## Provided material
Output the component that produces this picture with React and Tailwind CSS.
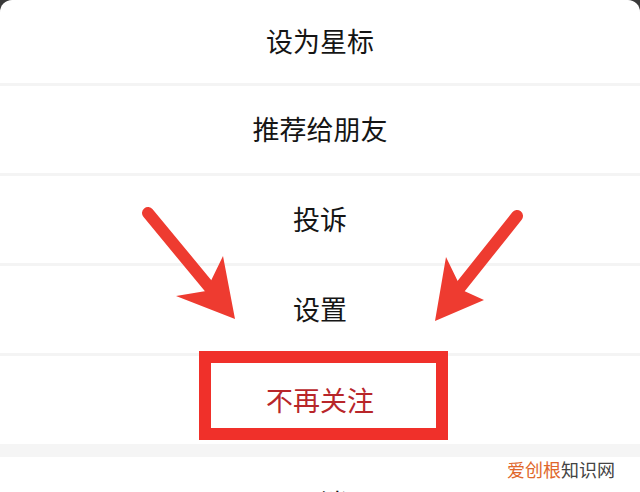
import React from "react";

const items = ["设为星标", "推荐给朋友", "投诉", "设置"];

function Arrows() {
  return (
    <svg
      className="absolute inset-0 pointer-events-none"
      width="640"
      height="492"
      viewBox="0 0 640 492"
    >
      {/* left arrow */}
      <line x1="148" y1="213" x2="210" y2="288" stroke="#ee3b30" strokeWidth="12" strokeLinecap="round" />
      <polygon points="235,319 223,256 206,291 176,296" fill="#ee3b30" />
      {/* right arrow */}
      <line x1="517" y1="216" x2="458" y2="290" stroke="#ee3b30" strokeWidth="12" strokeLinecap="round" />
      <polygon points="435,321 446,257 462,290 484,300" fill="#ee3b30" />
    </svg>
  );
}

export default function App() {
  return (
    <div
      className="relative w-[640px] h-[492px] overflow-hidden bg-[#3a3a3a]"
      style={{ fontFamily: '"Noto Sans CJK SC", "Noto Sans", sans-serif' }}
    >
      <div className="bg-white rounded-t-[12px] flex flex-col">
        {items.map((label) => (
          <React.Fragment key={label}>
            <div className="h-[87px] first:h-[83px] flex items-center justify-center text-[27px] text-[#151515]">
              {label}
            </div>
            <div className="h-[3px] bg-[#f4f4f4]" />
          </React.Fragment>
        ))}
        <div className="h-[88px] flex items-center justify-center text-[27px] text-[#b8262a]">
          不再关注
        </div>
        <div className="h-[13px] bg-[#f5f5f5]" />
        <div className="h-[92px] flex items-center justify-center text-[27px] text-[#151515]">
          取消
        </div>
      </div>

      {/* highlight box */}
      <div className="absolute left-[199px] top-[351px] w-[249px] h-[89px] border-[12px] border-[#f0302a]" />

      <Arrows />

      {/* watermark */}
      <div className="absolute left-[507px] top-[460px] text-[18px] leading-none">
        <span className="text-[#e0672b]">爱创根</span>
        <span className="text-[#444444]">知识网</span>
      </div>
    </div>
  );
}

## Requirement
Collect every line above that contains the word "React".

## Result of the exercise
Output the component that produces this picture with React and Tailwind CSS.
import React from "react";
          <React.Fragment key={label}>
          </React.Fragment>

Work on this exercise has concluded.